The Rectified Linear Unit (ReLU) is an activation function used in neural networks. It's defined as:

$$f(x) = max(0, x)$$

This function takes a real value as input and if the input is positive, it returns the input value. If the input is negative or zero, it returns zero.

ReLU introduces non-linearity into the model, similar to the sigmoid function, but it solves the vanishing gradients issue. This makes models using ReLU easier to train and often achieve better performance.


**Disadvantages**:
- The output is not zero-centered.
- It suffers from the "dying ReLU" problem where neurons can sometimes be stuck in the negative state and stop learning.

**Differences from Sigmoid**:
- Unlike sigmoid, ReLU does not map its inputs to a value between 0 and 1.
- ReLU has a constant gradient of 1 for positive inputs, whereas the sigmoid function's gradient rapidly converges towards 0 for large positive and negative inputs. This property makes neural networks with sigmoid activation functions slow to train, a phenomenon known as the vanishing gradient problem.
- ReLU is more computationally efficient than sigmoid.
- ReLU is often preferred for hidden layers, while sigmoid is typically used for the output layer when performing binary classification.



Q6. What are the benefits of using the ReLU activation function over the sigmoid function?

Solution:

* Solves the vanishing gradient problem, allowing models to learn faster and perform better.
* Computationally efficient as it only needs to determine if the input is greater than 0 .
* Often used in Convolutional Neural Networks (CNNs) & Multilayer perceptrons.

Q7. Explain the concept of "leaky ReLU" and how it addresses the vanishing gradient problem.

Solution :

The Leaky Rectified Linear Unit (Leaky ReLU) is a variant of the standard ReLU activation function. It's defined as:

$$f(x) = max(ax, x)$$

where `x` is the input to the neuron, and `a` is a small constant, typically set to a value like 0.01.

Unlike the standard ReLU function, which maps all negative inputs to zero, Leaky ReLU allows a small, non-zero gradient when the input is less than zero. This small slope ensures that Leaky ReLU never truly "dies"; in other words, it can continue learning in the negative region.

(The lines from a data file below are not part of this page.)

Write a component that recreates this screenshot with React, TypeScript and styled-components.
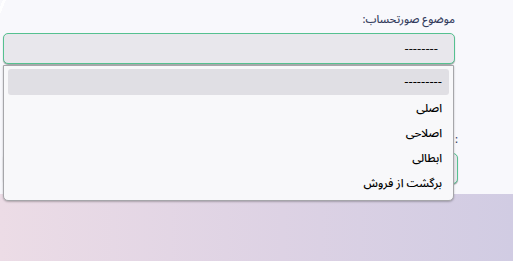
import React from "react";
import styled, { createGlobalStyle } from "styled-components";

const Global = createGlobalStyle`
  html, body { margin: 0; padding: 0; }
  body {
    width: 513px;
    height: 261px;
    overflow: hidden;
    background: linear-gradient(90deg, #ecdce6 0%, #ddd2e4 55%, #d1cce3 100%);
    font-family: "Noto Sans Arabic", "DejaVu Sans", sans-serif;
  }
`;

const Panel = styled.div`
  position: relative;
  height: 194px;
  box-sizing: border-box;
  background:
    linear-gradient(112deg, transparent 0 4%, rgba(255,255,255,0.9) 4% 8%, transparent 8%) no-repeat 0 0 / 60px 30px,
    #f8f8fc;
  direction: rtl;
  padding: 12px 58px 0 3px;
`;

const Field = styled.div<{ $gap?: number; $shift?: number }>`
  display: flex;
  flex-direction: column;
  margin-bottom: ${(p) => p.$gap ?? 0}px;
  margin-right: ${(p) => -(p.$shift ?? 0)}px;
`;

const Label = styled.label`
  font-size: 11px;
  line-height: 16px;
  font-weight: 500;
  color: #343d5e;
  margin-bottom: 5px;
`;

const SelectBox = styled.div`
  height: 31px;
  box-sizing: border-box;
  background: #e8e7ec;
  border: 1px solid #55c190;
  border-radius: 5px;
  box-shadow: 0 1px 1px rgba(0,0,0,0.35);
  display: flex;
  align-items: center;
  padding-right: 16px;
  font-size: 13px;
  color: #111;
`;

const Dropdown = styled.div`
  position: absolute;
  top: 65px;
  left: 3px;
  width: 451px;
  height: 136px;
  box-sizing: border-box;
  background: #f8f8fa;
  border: 1px solid #a6a6aa;
  border-radius: 0 0 5px 5px;
  box-shadow: 0 1px 2px rgba(0,0,0,0.25);
  padding: 3px 4px 5px;
  direction: rtl;
  display: flex;
  flex-direction: column;
`;

const Option = styled.div<{ $active?: boolean }>`
  height: ${(p) => (p.$active ? 26 : 25)}px;
  display: flex;
  align-items: center;
  padding-right: 7px;
  font-size: ${(p) => (p.$active ? 13 : 11.5)}px;
  font-weight: ${(p) => (p.$active ? 400 : 500)};
  color: #000;
  border-radius: 3px;
  background: ${(p) => (p.$active ? "#e0dfe4" : "transparent")};
`;

const options = ["---------", "اصلی", "اصلاحی", "ابطالی", "برگشت از فروش"];

export default function App() {
  return (
    <>
      <Global />
      <Panel>
        <Field $gap={68}>
          <Label>موضوع صورتحساب:</Label>
          <SelectBox>--------</SelectBox>
        </Field>
        <Field $shift={3}>
          <Label>:</Label>
          <SelectBox>--------</SelectBox>
        </Field>
        <Dropdown>
          {options.map((o, i) => (
            <Option key={o} $active={i === 0}>
              {o}
            </Option>
          ))}
        </Dropdown>
      </Panel>
    </>
  );
}
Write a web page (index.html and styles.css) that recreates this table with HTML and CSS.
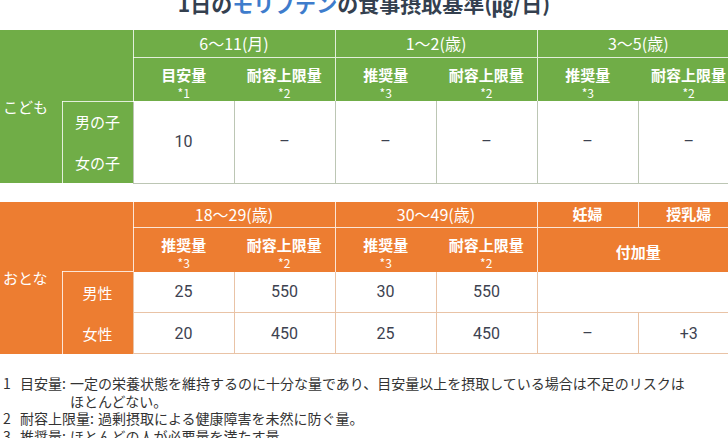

Leaky ReLU helps to mitigate the vanishing gradient problem by allowing small negative values when the input is less than zero. This means that the gradient for these values is not zero, but a small negative value. This allows the weights to get updated during training and the neuron to learn.

Q8. What is the purpose of the softmax activation function? When is it commonly used?

Solution:

The softmax activation function is used in neural networks, particularly in the output layer, to transform the raw, unbounded scores (often referred to as logits) into a probability distribution over multiple classes. It takes a vector of real numbers as input and returns another vector of the same dimension, with values ranging between 0 and 1. Because these values add up to 1, they represent valid probabilities.

Mathematically, the softmax function for a vector `z` of length `K` is defined as:

$$\sigma(z)_i = \frac{e^{z_i}}{\sum_{j=1}^{K} e^{z_j}}$$

for `i = 1, ..., K`.

The softmax function is commonly used in the following scenarios:
- **Multiclass Classification**: Softmax is typically used as the activation function when 2 or more class labels are present in the class membership in the classification of multi-class problems.
- **Image Classification**: The softmax activation function plays a pivotal role in image classification tasks. It's usually used in the final layer of a convolutional neural network (CNN), which can help discern images between different classes.
- **Natural Language Processing (NLP)**: When working on NLP tasks, the softmax activation function can be very helpful for text classification problems or sentiment analysis.


Q9. What is the hyperbolic tangent (tanh) activation function? How does it compare to the sigmoid function?

Solution:

The hyperbolic tangent (tanh) activation function is a fundamental activation function used in deep learning. It's defined as:

$$\tanh(x) = \frac{e^{x} - e^{-x}}{e^{x} + e^{-x}}$$

This function takes a real value as input and transforms it to output another value between -1 and +1. This means that the tanh function is zero-centered, making it easier to model inputs that have strongly negative, neutral, and strongly positive values.

**Advantages**:
- The tanh function is zero-centered, meaning that it has an output mean of zero. This allows it to help address the vanishing gradient problem.
- Because the function outputs values between -1 to 1, it can be helpful when working with data that has both positive and negative aspects to the outputs.

**Comparison with Sigmoid Function**:
- The sigmoid function maps any real value to a value between 0 and 1, while the tanh function maps any real value to a value between -1 and +1.
- The tanh function is a shifted and stretched version of the sigmoid.
- The tanh function is zero-centered, which can make it easier to model inputs that have strongly negative, neutral, and strongly positive values.
- Both functions are non-linear, allowing them to capture complex patterns in the data.
- Both functions suffer from the vanishing gradient problem for values far from the origin, but tanh mitigates this problem to some extent because it is zero-centered.